Lawrence city commissioners on Tuesday will consider an agreement for the final design of devices intended to slow and reduce traffic in Old West Lawrence.
The first round of the “traffic calming” pilot project in November 2021 caused some frustration for many residents of the neighborhood, as some temporary barriers forced people to turn at certain intersections rather than drive straight down streets, among other confusion.
But the project first came about because many residents were concerned about safety, and drivers speeding through the neighborhood. The OWL neighborhood association applied to be part of a new traffic management pilot program with the City of Lawrence and a consultant group, and the city announced in September 2021 that OWL had been selected for the project.
After multiple iterations, meetings and feedback surveys in the time since, the project is ready to proceed to a final design, according to documents in the commission’s Tuesday meeting agenda.

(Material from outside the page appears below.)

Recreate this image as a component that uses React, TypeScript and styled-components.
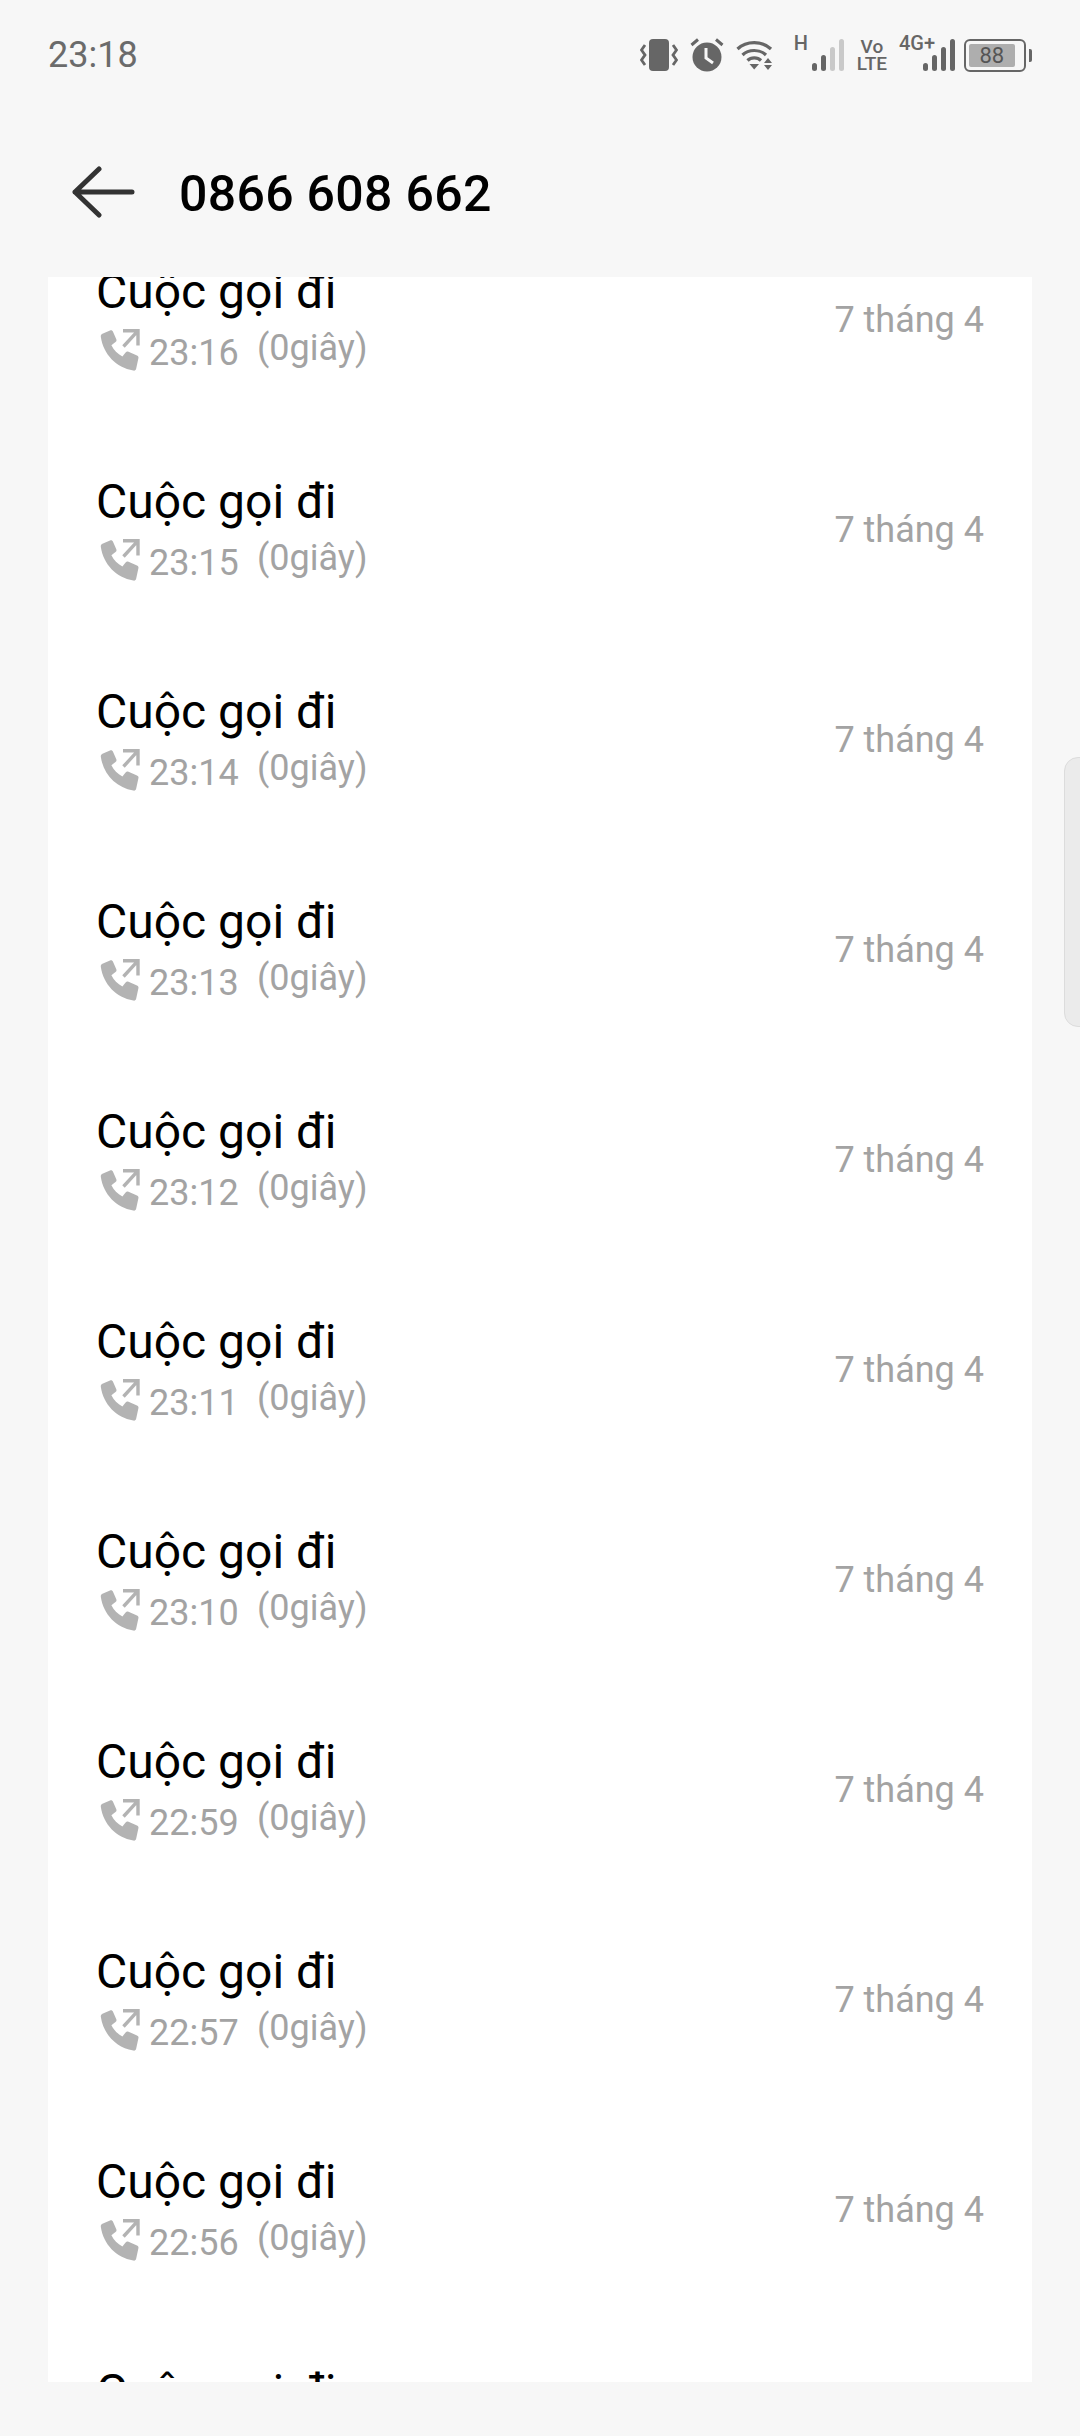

The concept includes eight speed humps, two speed cushions, six chicanes and seven traffic circles.
City staff members will ask commissioners to approve a supplemental $43,400 contract with JEO Consulting Group for design of all the permanent installations. It would increase the total payout to the company to $189,800 for all their work on the OWL project, according to the agenda item.
The total cost to construct the final project is estimated at $306,250, split into two phases — $175,000 in 2023 for the speed humps, speed cushions and chicanes, and $131,250 in 2024 for the traffic circles.OWL-Traffic-Calming-Map-March-2023-2
City staff members are not asking commissioners to approve the construction cost as part of Tuesday’s agenda. The grand total — including the construction estimates, what the city has already paid JEO and what it would pay if the agreement is approved — would come to $496,050.
Several neighbors, in written public comment included in the meeting agenda as of Monday evening, indicated that they supported the permanent installations.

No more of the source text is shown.